• _To be done_
Keep only the lines of the listing that include the word "page", and copy them.

## start Available data

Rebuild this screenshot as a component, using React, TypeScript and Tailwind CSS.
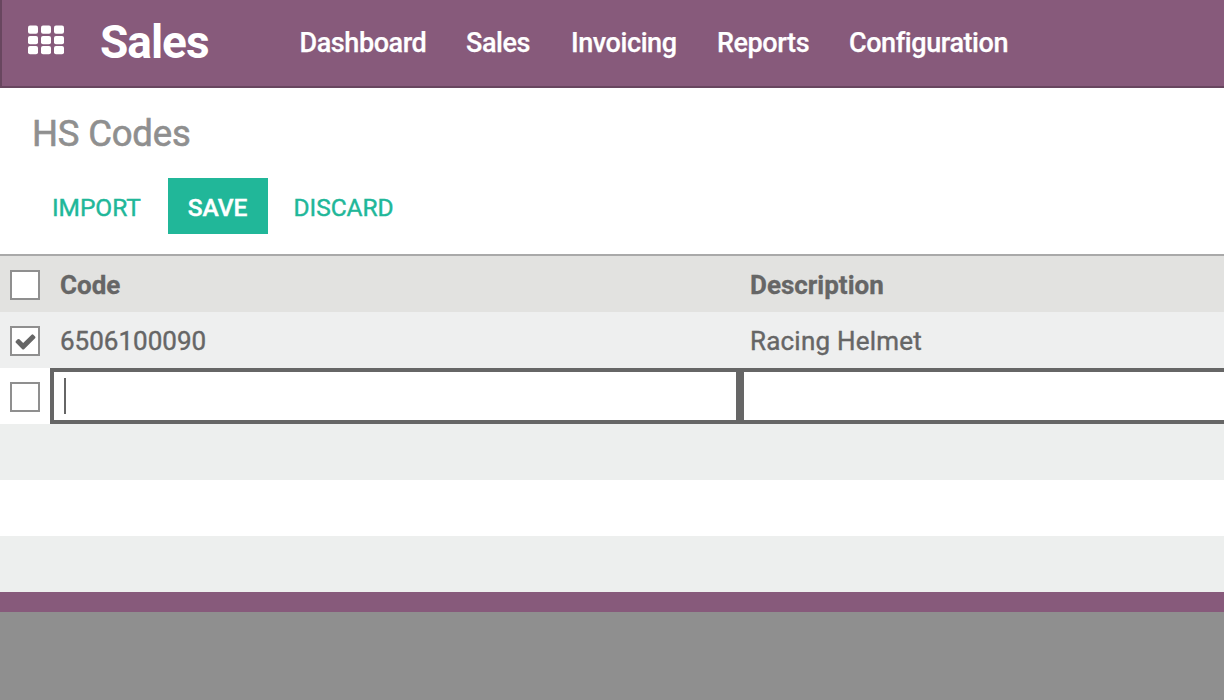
import { useState } from "react";

const menu = [
  { label: "Dashboard", cls: "w-[166.5px]" },
  { label: "Sales", cls: "w-[105px]" },
  { label: "Invoicing", cls: "w-[146px]" },
  { label: "Reports", cls: "w-[132px]" },
  { label: "Configuration", cls: "w-[180px]" },
];

function AppsIcon() {
  return (
    <svg className="mb-[6px] ml-[26px] h-[30px] w-[36px] shrink-0" viewBox="0 0 36 30" fill="currentColor">
      {[0.5, 11, 21].map((y) => [0, 13, 26].map((x) => <rect key={`${x}-${y}`} x={x} y={y} width="10" height="8.2" rx="2" />))}
    </svg>
  );
}

function Box({ on = false }: { on?: boolean }) {
  const [checked, setChecked] = useState(on);
  return (
    <button aria-label="Select row" onClick={() => setChecked(!checked)} className="mt-[2px] flex size-[30px] shrink-0 items-center justify-center border-2 border-[#8f8f8f] bg-white text-[#666]">
      {checked && (
        <svg className="size-[23px] shrink-0" viewBox="0 0 1792 1792" fill="currentColor">
          <path d="M1671 566q0 40-28 68l-724 724-136 136q-28 28-68 28t-68-28l-136-136-362-362q-28-28-28-68t28-68l136-136q28-28 68-28t68 28l294 295 656-657q28-28 68-28t68 28l136 136q28 28 28 68z" />
        </svg>
      )}
    </button>
  );
}

export default function App() {
  return (
    <div className="flex h-[700px] w-[1224px] flex-col overflow-hidden bg-white font-[Roboto,sans-serif] text-[26px] text-[#666]">
      <header className="flex h-[88px] shrink-0 items-center border-b-2 border-l-2 border-[#68465f] bg-[#875a7b] text-white">
        <AppsIcon />
        <h1 className="ml-[36px] w-[199.5px] pb-[2px] text-[46px] font-bold leading-none tracking-[-1px]">Sales</h1>
        <nav className="flex text-[27px] font-medium tracking-[-0.42px] [-webkit-text-stroke:0.25px_white]">
          {menu.map((m) => <a key={m.label} className={m.cls}>{m.label}</a>)}
        </nav>
      </header>
      <div className="flex h-[168px] shrink-0 flex-col border-b-2 border-[#a9a9a9]">
        <h2 className="ml-[32px] mt-[22px] text-[36.5px] leading-[48px] tracking-[-0.2px] text-[#8f8f8f] [-webkit-text-stroke:0.6px_#8f8f8f]">HS Codes</h2>
        <div className="mt-[20px] flex h-[56px] items-center text-[24.5px] tracking-[-0.05px] text-[#21b799] [-webkit-text-stroke:0.4px_currentColor]">
          <button className="ml-[52px] w-[116px] pt-[4px] text-left">IMPORT</button>
          <button className="h-full w-[100px] bg-[#21b799] pr-[1px] pt-[4px] font-medium tracking-[-0.1px] text-white">SAVE</button>
          <button className="ml-[25.5px] pt-[4px]">DISCARD</button>
        </div>
      </div>
      <div className="flex h-[56px] shrink-0 items-center bg-[#e2e2e0] pl-[10px] font-bold [-webkit-text-stroke:0.3px_#666]">
        <Box /><span className="ml-[20px] w-[690px] pt-[2px]">Code</span><span className="pt-[2px]">Description</span>
      </div>
      <div className="flex h-[56px] shrink-0 items-center bg-[#eeefef] pl-[10px] [-webkit-text-stroke:0.4px_#666]">
        <Box on /><span className="ml-[20px] w-[690px] pt-[2px]">6506100090</span><span className="pt-[2px] tracking-[0.2px]">Racing Helmet</span>
      </div>
      <div className="flex h-[56px] shrink-0 items-center pl-[10px]">
        <Box />
        <div className="ml-[10px] flex h-[56px] w-[690px] shrink-0 items-center border-4 border-[#666] pl-[10px]"><span className="h-[36px] w-[2px] bg-[#666]" /></div>
        <div className="h-[56px] w-[500px] shrink-0 border-4 border-[#666]" />
      </div>
      <div className="h-[56px] shrink-0 bg-[#edefee]" />
      <div className="h-[56px] shrink-0" />
      <div className="h-[56px] shrink-0 bg-[#edefee]" />
      <div className="h-[20px] shrink-0 bg-[#875a7b]" />
      <div className="grow bg-[#8f8f8f]" />
    </div>
  );
}
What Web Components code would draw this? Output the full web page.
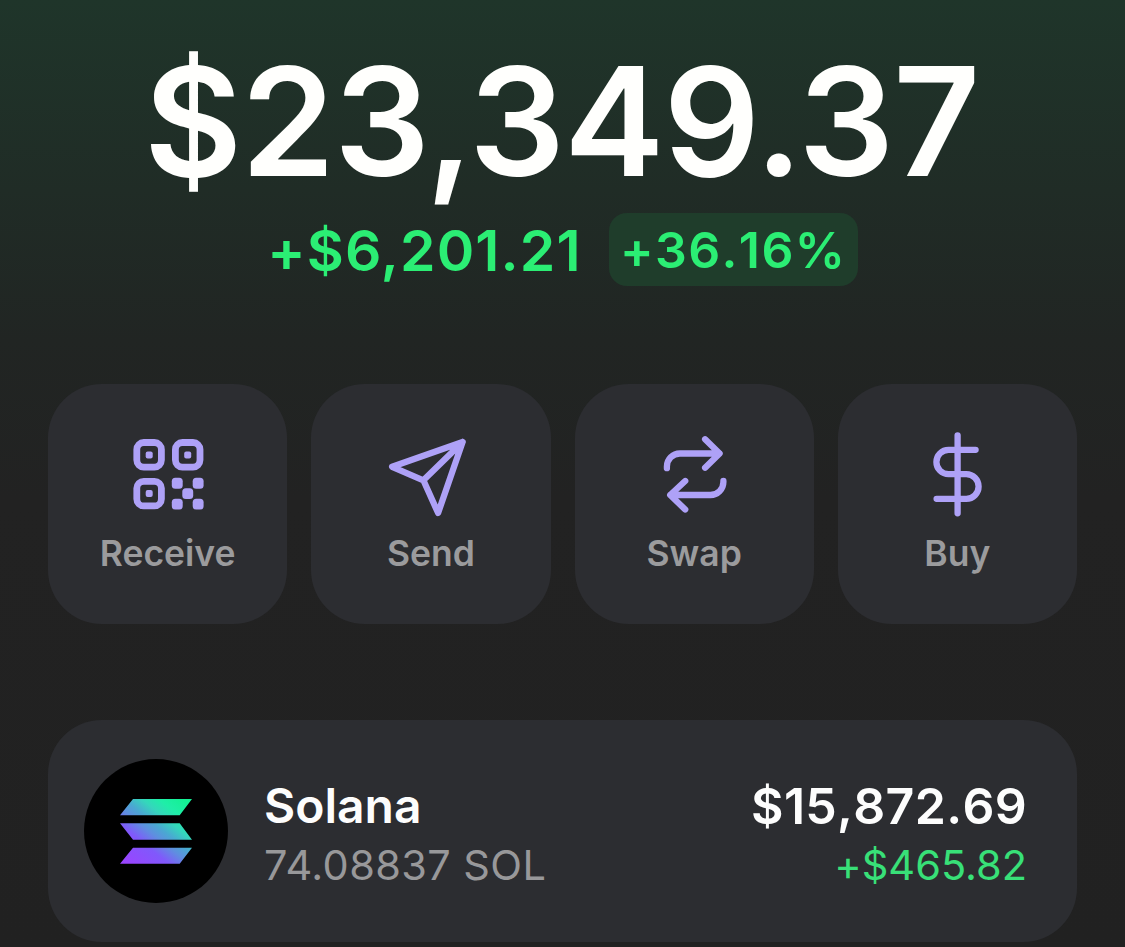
<!DOCTYPE html>
<html lang="en">
<head>
  <meta charset="UTF-8">
  <title>Wallet</title>
  <style>
    body {
      margin: 0;
      height: 947px;
      overflow: hidden;
      font-family: Inter, "Liberation Sans", sans-serif;
      background: linear-gradient(#1f352a 0px, #202c26 190px, #212523 340px, #222222 500px, #212121 100%);
    }
  </style>
</head>
<body>
  <wallet-home>
    <wallet-balance slot="balance" total="$23,349.37" change="+$6,201.21" percent="+36.16%"></wallet-balance>

    <action-button slot="actions" label="Receive">
      <svg viewBox="-2.4 0 100 100" fill="currentColor">
        <g fill="none" stroke="currentColor" stroke-width="6.8">
          <rect x="16.4" y="17.5" width="24.6" height="24.6" rx="7"/>
          <rect x="55" y="17.5" width="24.6" height="24.6" rx="7"/>
          <rect x="16.4" y="56.3" width="24.6" height="24.6" rx="7"/>
        </g>
        <rect x="25.3" y="26.4" width="7" height="7" rx="2"/>
        <rect x="63.8" y="26.4" width="7" height="7" rx="2"/>
        <rect x="25.3" y="65.1" width="7" height="7" rx="2"/>
        <rect x="51.4" y="52.8" width="10.9" height="10.9" rx="3.5"/>
        <rect x="72.3" y="52.8" width="10.9" height="10.9" rx="3.5"/>
        <rect x="61.9" y="63.2" width="10.9" height="10.9" rx="3.5"/>
        <rect x="51.4" y="73.7" width="10.9" height="10.9" rx="3.5"/>
        <rect x="72.3" y="73.7" width="10.9" height="10.9" rx="3.5"/>
      </svg>
    </action-button>
    <action-button slot="actions" label="Send">
      <svg viewBox="0.9 0 100 100">
        <path d="M82.5 17 L12 41.8 L43.3 55.3 L58 88 Z M82.5 17 L43.3 55.3"/>
      </svg>
    </action-button>
    <action-button slot="actions" label="Swap">
      <svg viewBox="-5.9 0 100 100">
        <path d="M17 43.2 V41.5 A13 13 0 0 1 30 28.5 H69.5 M55.2 14.3 L69.7 28.5 L55.2 42.7"/>
        <path d="M73.5 56 V57 A13 13 0 0 1 60.5 70 H20.5 M35.3 56 L20.3 70 L35.3 84.5"/>
      </svg>
    </action-button>
    <action-button slot="actions" label="Buy">
      <svg viewBox="-2.6 0 100 100">
        <path d="M48 10.3 V88.3 M66 24.8 H39 A12.2 12.2 0 0 0 39 49.2 H56.7 A12.3 12.3 0 0 1 56.7 73.8 H27"/>
      </svg>
    </action-button>

    <token-row slot="tokens" name="Solana" amount="74.08837 SOL" value="$15,872.69" change="+$465.82">
      <svg viewBox="0 0 144 144" width="144" height="144">
        <defs>
          <linearGradient id="sol" gradientUnits="userSpaceOnUse" x1="43" y1="109" x2="101" y2="37">
            <stop offset="0.05" stop-color="#9945ff"/>
            <stop offset="0.32" stop-color="#8059fb"/>
            <stop offset="0.46" stop-color="#5f8ee0"/>
            <stop offset="0.56" stop-color="#4aa8d2"/>
            <stop offset="0.68" stop-color="#35d6bc"/>
            <stop offset="0.8" stop-color="#1feea8"/>
            <stop offset="0.95" stop-color="#14f195"/>
          </linearGradient>
        </defs>
        <circle cx="72" cy="72" r="72"/>
        <path fill="url(#sol)" d="M49 40 H108 L95.7 56.3 H36 Z M36 64.3 H95.7 L108 80.7 H49 Z M49 88.7 H108 L95.7 104.7 H36 Z"/>
      </svg>
    </token-row>
  </wallet-home>

  <script>
    // page column: balance, row of actions, list of tokens
    class WalletHome extends HTMLElement {
      constructor() {
        super();
        this.attachShadow({ mode: 'open' });
        this.shadowRoot.innerHTML = `
          <style>
            :host {
              display: block;
              box-sizing: border-box;
              width: 1125px;
              padding: 31px 48px 0;
            }
            .actions {
              display: grid;
              grid-template-columns: repeat(4, 1fr);
              gap: 24px;
              margin: 98px 0 96px;
            }
          </style>
          <slot name="balance"></slot>
          <div class="actions"><slot name="actions"></slot></div>
          <slot name="tokens"></slot>
        `;
      }
    }

    class WalletBalance extends HTMLElement {
      constructor() {
        super();
        this.attachShadow({ mode: 'open' });
        this.shadowRoot.innerHTML = `
          <style>
            :host {
              display: flex;
              flex-direction: column;
              align-items: center;
              color: #2bee74;
              white-space: nowrap;
            }
            .total {
              color: #fffffd;
              font-size: 151px;
              font-weight: 600;
              line-height: 180px;
              letter-spacing: -1.1px;
              padding-right: 2px;
            }
            .row {
              display: flex;
              align-items: center;
              gap: 27px;
              height: 73px;
              margin-top: 2px;
            }
            .change {
              font-size: 57px;
              font-weight: 600;
              line-height: 72px;
              letter-spacing: 1.1px;
              padding-top: 2px;
            }
            .percent {
              box-sizing: border-box;
              width: 249px;
              text-align: center;
              font-size: 50px;
              font-weight: 600;
              font-kerning: none;
              line-height: 75px;
              height: 73px;
              letter-spacing: 1.4px;
              border-radius: 18px;
              background: #1f3d2b;
            }
          </style>
          <div class="total">${this.getAttribute('total')}</div>
          <div class="row">
            <span class="change">${this.getAttribute('change')}</span>
            <span class="percent">${this.getAttribute('percent')}</span>
          </div>
        `;
      }
    }

    class ActionButton extends HTMLElement {
      constructor() {
        super();
        this.attachShadow({ mode: 'open' });
        this.shadowRoot.innerHTML = `
          <style>
            :host {
              display: flex;
              flex-direction: column;
              align-items: center;
              box-sizing: border-box;
              height: 240px;
              padding-top: 41px;
              border-radius: 54px;
              background: #2c2d31;
              color: #aea1f7;
            }
            ::slotted(svg) {
              width: 100px;
              height: 100px;
              fill: none;
              stroke: currentColor;
              stroke-width: 6.3;
              stroke-linecap: round;
              stroke-linejoin: round;
            }
            ::slotted(svg[fill]) {
              fill: currentColor;
              stroke: none;
            }
            .label {
              margin-top: 7px;
              color: #9b9b9d;
              font-size: 35.5px;
              font-weight: 600;
              line-height: 44px;
            }
          </style>
          <slot></slot>
          <span class="label">${this.getAttribute('label')}</span>
        `;
      }
    }

    class TokenRow extends HTMLElement {
      constructor() {
        super();
        this.attachShadow({ mode: 'open' });
        this.shadowRoot.innerHTML = `
          <style>
            :host {
              display: flex;
              align-items: center;
              box-sizing: border-box;
              height: 222px;
              padding: 0 51px 0 36px;
              border-radius: 54px;
              background: #2c2d31;
              white-space: nowrap;
            }
            ::slotted(svg) {
              flex: none;
            }
            .left, .right {
              display: flex;
              flex-direction: column;
              padding-top: 8px;
            }
            .left {
              flex: 1;
              margin-left: 36px;
            }
            .right {
              align-items: flex-end;
              margin-right: -1px;
            }
            .name, .value {
              color: #fdfdfd;
              font-weight: 600;
              line-height: 60px;
            }
            .name {
              font-size: 48px;
            }
            .value {
              font-size: 50px;
              font-kerning: none;
              letter-spacing: 0.3px;
            }
            .amount, .change {
              font-size: 41.5px;
              line-height: 58px;
            }
            .amount {
              color: #98989a;
              letter-spacing: 0.4px;
            }
            /* keep the plus sign on the baseline */
            .change {
              color: #38e078;
              font-feature-settings: "calt" 0;
            }
          </style>
          <slot></slot>
          <div class="left">
            <span class="name">${this.getAttribute('name')}</span>
            <span class="amount">${this.getAttribute('amount')}</span>
          </div>
          <div class="right">
            <span class="value">${this.getAttribute('value')}</span>
            <span class="change">${this.getAttribute('change')}</span>
          </div>
        `;
      }
    }

    customElements.define('wallet-home', WalletHome);
    customElements.define('wallet-balance', WalletBalance);
    customElements.define('action-button', ActionButton);
    customElements.define('token-row', TokenRow);
  </script>
</body>
</html>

## end Available data

• _Exercise output_
What Web Components code would draw this? Output the full web page.
    // page column: balance, row of actions, list of tokens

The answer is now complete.